Life...Friends...New Kids...Skidaway...and the Pursuit of Happiness

It seems as though as soon as the year winds down everyone gets in place and used to it. It is like as soon as everyone starts to get along the year is over. Next year we will more than likely have a new person, so what I have heard. That is the only thing I hate about new people, you have to get use to them. Our class until the middle of this year had not had a new kid in while and we all knew each other very well. On the other hand, I like new people it gives you a shake up. I am glad our class is getting along so well. It makes things so much easier. Well I say we are getting along, let me rephrase that I THINK we are getting along. I have made news friends and started being more friendly to others. I have found that a lot of friends are great. You still need a couple of real close ones though. Sometimes if your around someone all the time you start to get one each others nerves. That's when a lot of friends are great. I really have no problem with anyone in my class. I consider all of them my friends.
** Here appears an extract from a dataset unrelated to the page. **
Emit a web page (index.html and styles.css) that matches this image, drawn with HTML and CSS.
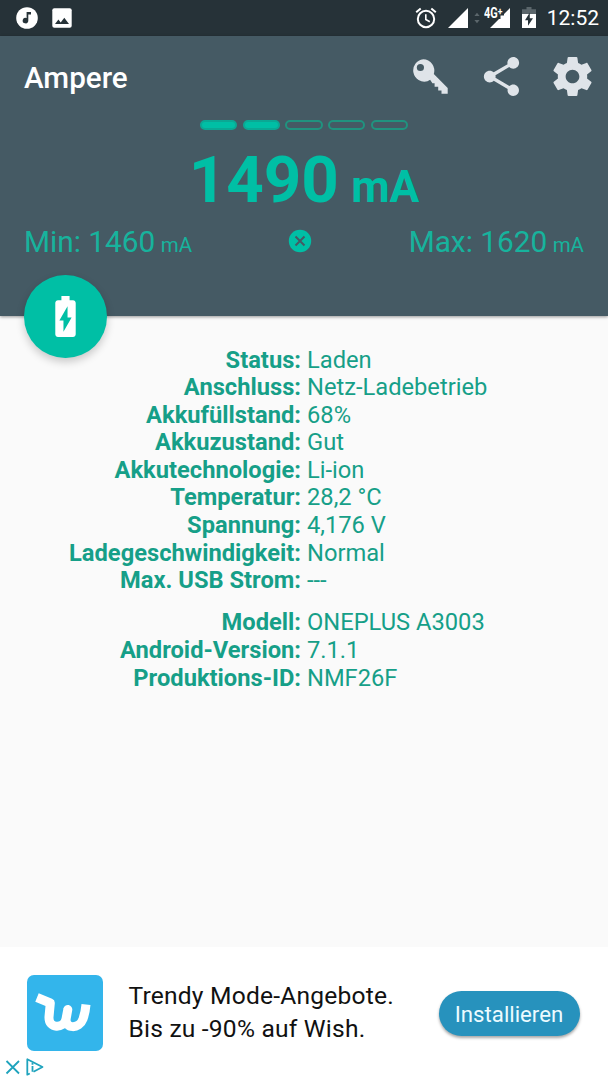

That's the way I am most of the time. I am not one of those people that a lot of things get on my nerves so I can get along with almost anyone if they are willing. If a person does get on my nerves I usually just keep my cool and don't say anything. If I do get mad I am mad. But it is hard for me to get real mad with most people. I also learned not to suddenly let out your anger in a drastic way without sleeping on it. New people probably have time getting use to our class. Sure we are nice and we get along or seem to. What is hard for a new person is to find their place in our class. Everyone can find a place in time. I want to see if the new people are good kids. Then I like them. I am always as helpful as I can be to new people but it is hard to tell them the whole class history. I wish I could but there is not enough hours in a day. But again seeing are class back to getting along is awesome. I hope it stays that way. Just in time for Skidaway which by the way I can not wait for. Hmmm..........wander wonder who I will room with. I wish Mrs. Riggins would hurry and choose groups. I personally do not care but I know some people that do.